Efficiency gains are real, but only with solid foundations
When consolidation works, the benefits are tangible. At Instinct, the shift towards a streamlined, digitalised approach, which included implementing the latest Computer Aided Design (CAD), rendering software, and Material Resource Planning (MRP) systems, was driven by a desire to improve manufacturing efficiency and the customer experience. Chohan says the projects has had many benefits. Workflows are more efficient, data entry centralised, human error has reduced, and margins have improved.
‘We’ve now got a much more efficient and effective workflow – data entry is consolidated, and therefore less human error, less mistakes, which leads to better margins,’ he says.
But the most important lesson was not about software. It was about groundwork. ‘You can’t build a system on a poor foundation,’ Chohan says. ‘For us, this meant stripping right back to the basics. We had to rename and recode every single raw material, component, and finished product to ensure that the system worked properly.’
In other words: consolidation exposes hidden inconsistencies. If your data structures are weak, integration will magnify those weaknesses rather than solve them.
Fragmentation is not just technical, it’s human
Dr Alex Kevill, lecturer in enterprise and entrepreneurship at Leeds University Business School, argues that many leaders misunderstand what really goes wrong with fragmented tech stacks. Cost and complexity matter, but the deeper damage is relational.
‘Our recent research with 77 SME practitioners on this topic indicates that the human and relational aspects of digitalisation in SMEs are equally critical – perhaps even more so – than purely technical concerns,’ Kevill says. Fragmented tools ‘can discourage collaboration… causing frustration, reduced confidence, and resistance to the technologies’.
Kevill emphasises that technology shapes how people feel about their work.
When systems cause duplication and lack clarity, people disengage. And when people disengage, adoption fails. ‘Ultimately, it’s people’s perceptions of technologies that is crucial for adoption,’ he says.

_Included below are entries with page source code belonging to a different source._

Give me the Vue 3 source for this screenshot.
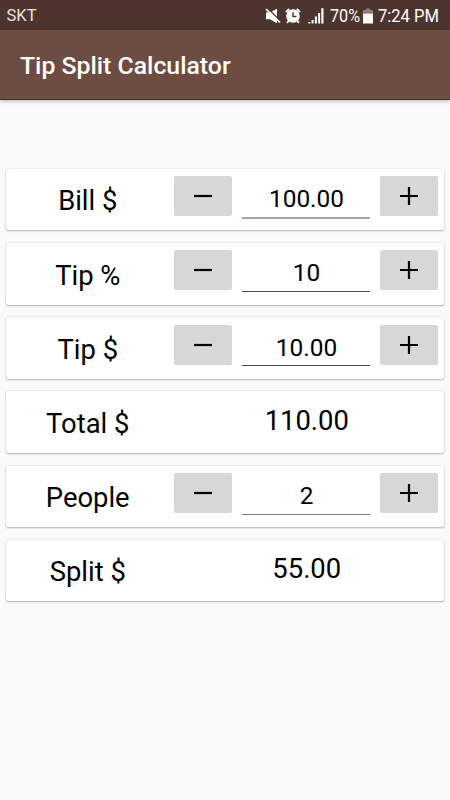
<script setup>
import { computed, ref } from "vue";

const bill = ref(100);
const percent = ref(10);
const people = ref(2);

const tip = computed(() => (bill.value * percent.value) / 100);
const total = computed(() => bill.value + tip.value);

const rows = computed(() => [
  { id: "bill", label: "Bill $", value: bill.value.toFixed(2), editable: true },
  { id: "percent", label: "Tip %", value: String(percent.value), editable: true },
  { id: "tip", label: "Tip $", value: tip.value.toFixed(2), editable: true },
  { id: "total", label: "Total $", value: total.value.toFixed(2) },
  { id: "people", label: "People", value: String(people.value), editable: true },
  { id: "split", label: "Split $", value: (total.value / people.value).toFixed(2) },
]);

function step(id, delta) {
  if (id === "bill") bill.value = Math.max(0, bill.value + delta);
  if (id === "percent") percent.value = Math.max(0, percent.value + delta);
  if (id === "people") people.value = Math.max(1, people.value + delta);
  if (id === "tip" && bill.value > 0) {
    percent.value = (Math.max(0, tip.value + delta) / bill.value) * 100;
  }
}
</script>

<template>
  <div class="screen">
    <div class="status-bar">
      <span class="carrier">SKT</span>
      <svg class="icon-mute" viewBox="0 0 16 16">
        <path d="M1 4.500h4L12 .8v14.400L5 11.200H1z" fill="#fff" />
        <path d="M2.800 .2l13 13.300" stroke="#4e342e" stroke-width="1.200" />
        <path d="M1 1.200l14 13.300" stroke="#fff" stroke-width="1.700" fill="none" />
      </svg>
      <svg class="icon-alarm" viewBox="0 0 16 16">
        <path
          d="M.8 4.200L4.200 1M11.800 1l3.400 3.200M3.800 12.800l-1.800 2M12.200 12.800l1.800 2"
          stroke="#fff"
          stroke-width="1.800"
        />
        <circle cx="8" cy="8" r="6.800" fill="#fff" />
        <path d="M8 4.300v4.200h3.500" stroke="#4e342e" stroke-width="1.400" fill="none" />
      </svg>
      <svg class="icon-signal" viewBox="0 0 16 16">
        <path
          d="M.3 14h2v1.500h-2zM3.600 12h2v3.500h-2zM6.900 8.500h2v7h-2zM10.100 5h2v10.500h-2zM13.300.3h2.200v15.200h-2.200z"
          fill="#fff"
        />
      </svg>
      <span class="battery-level">70%</span>
      <svg class="icon-battery" viewBox="0 0 10 16">
        <path d="M3 .5h4V2h3v4H0V2h3z" fill="#947f7a" />
        <path d="M0 5.700h10V15.500H0z" fill="#fff" />
      </svg>
      <span class="clock">7:24 PM</span>
    </div>

    <header class="app-bar">
      <h1>Tip Split Calculator</h1>
    </header>

    <main class="cards">
      <section v-for="row in rows" :key="row.id" class="card">
        <div class="label">{{ row.label }}</div>
        <template v-if="row.editable">
          <button class="btn" aria-label="Decrease" @click="step(row.id, -1)">
            <svg viewBox="0 0 18 18"><path d="M0 9h18" /></svg>
          </button>
          <div class="field" :class="row.id">{{ row.value }}</div>
          <button class="btn" aria-label="Increase" @click="step(row.id, 1)">
            <svg viewBox="0 0 18 18"><path d="M0 9h18M9 0v18" /></svg>
          </button>
        </template>
        <div v-else class="result">{{ row.value }}</div>
      </section>
    </main>
  </div>
</template>

<style>
body {
  margin: 0;
  background: #fafafa;
}
</style>

<style scoped>
.screen {
  width: 450px;
  height: 800px;
  overflow: hidden;
  background: #fafafa;
  color: #000;
  font-family: Roboto, sans-serif;
}

.status-bar {
  display: flex;
  align-items: center;
  height: 30px;
  padding: 1px 10px 0 6.5px;
  box-sizing: border-box;
  background: #4e342e;
  color: #fff;
  font-size: 18px;
  line-height: 30px;
}

.carrier {
  flex: 1;
  font-size: 16.5px;
  color: #e9e4e3;
}

.icon-mute {
  width: 16px;
  height: 16px;
  margin-right: 4px;
}

.icon-alarm {
  width: 16px;
  height: 16px;
  margin-right: 7px;
}

.icon-signal {
  width: 16px;
  height: 16px;
  margin-right: 5.5px;
}

.battery-level {
  width: 30px;
  margin-right: 3.5px;
  white-space: nowrap;
  transform: scaleX(0.9);
  transform-origin: left;
}

.icon-battery {
  width: 10px;
  height: 16px;
  margin-right: 5px;
}

.clock {
  width: 62px;
  white-space: nowrap;
  transform: scaleX(0.92);
  transform-origin: left;
}

.app-bar {
  display: flex;
  align-items: center;
  height: 70px;
  padding: 3px 20px 0;
  box-sizing: border-box;
  background: #6d4c41;
  border-bottom: 1px solid #5a2b18;
  box-shadow: 0 1px 4px rgba(0, 0, 0, 0.3);
}

h1 {
  margin: 0;
  color: #fff;
  font-size: 24.8px;
  font-weight: 500;
  line-height: 32px;
}

.cards {
  display: flex;
  flex-direction: column;
  gap: 12.5px;
  padding: 68.8px 6px 0;
}

.card {
  display: flex;
  height: 61.7px;
  padding: 0 6px 0 0;
  box-sizing: border-box;
  background: #fff;
  border-radius: 2.5px;
  box-shadow:
    0 1px 2px rgba(0, 0, 0, 0.26),
    0 0 2px rgba(0, 0, 0, 0.15);
}

.label {
  flex: 0 0 163.5px;
  margin-right: 4.5px;
  padding-top: 16.6px;
  font-size: 27.4px;
  line-height: 32px;
  text-align: center;
}

.btn {
  display: grid;
  place-items: center;
  width: 58.5px;
  height: 40px;
  margin-top: 7.4px;
  padding: 0;
  border: none;
  border-radius: 2px;
  background: #d6d8d7;
}

.btn svg {
  width: 18px;
  height: 18px;
}

.btn path {
  fill: none;
  stroke: #000;
  stroke-width: 2.2;
}

.field {
  width: 127.5px;
  height: 49px;
  margin: 0 10px;
  padding: 15.4px 0 0 1px;
  box-sizing: border-box;
  border-bottom: 1px solid #4c4c4c;
  font-size: 24.4px;
  line-height: 30px;
  text-align: center;
}

.field.bill {
  height: 50px;
  border-bottom: 2px solid #b7a29b;
}

.field.people {
  border-bottom-color: #777;
}

.result {
  flex: 1;
  padding: 13.4px 0 0 1.5px;
  font-size: 27.4px;
  line-height: 32px;
  text-align: center;
}
</style>
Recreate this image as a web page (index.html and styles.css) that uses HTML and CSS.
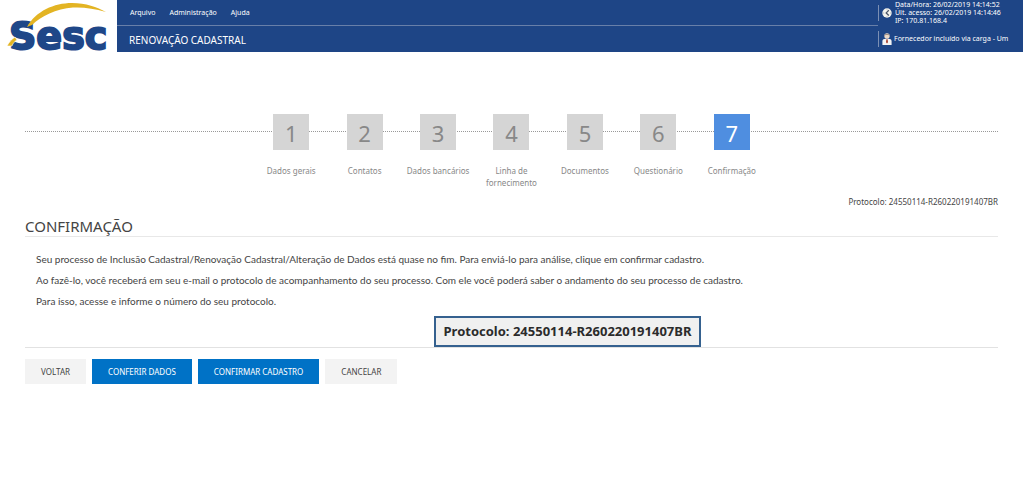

This reframes consolidation as a leadership challenge, not an IT one. Leaders must actively manage emotions, expectations, and trust alongside system integration.
Why consolidation projects fail
Kevill’s research (conducted with colleagues Selen Kars-Unluoglu, Mariana Estrada-Robles and Shelley Harrington) suggests that many rationalisation efforts fail not because they are technically difficult, but because they are poorly governed.
‘Many rationalisation projects fail because they lack clear goals, roadmaps, and regular reviews,’ he says. Leaders often lack time for strategic planning, leading to ‘unclear goals and drifting priorities that create confusion and frustration.’ Fear also plays a role: fear of unfamiliar systems, and fear about job security.
Successful leaders behave differently. They set explicit goals, define roadmaps, review progress incrementally, and critically, invest in relationships. ‘They empower, build strong relationships, and build trust with subordinates. They communicate openly, involve subordinates, and celebrate successes and progress,’ Kevill says.
Start with people, not platforms
Kevill’s proposed ADAPT model begins not with software selection, but with engagement. ‘In the first instance, I’d recommend that leaders engage with the individuals within their enterprise to understand how they currently engage with technologies in their work and their hopes and fears for digital change, but also to generate their suggestions’. Only then should leaders define strategic goals and build a roadmap.
Systems matter. The data matters. But people matter more. Simplifying your tech stack is not about having fewer tools. It’s about having a clearer purpose, stronger alignment, better foundations, and more confident teams. Get those right, and the technology can finally do what it was always supposed to do: make the business work better.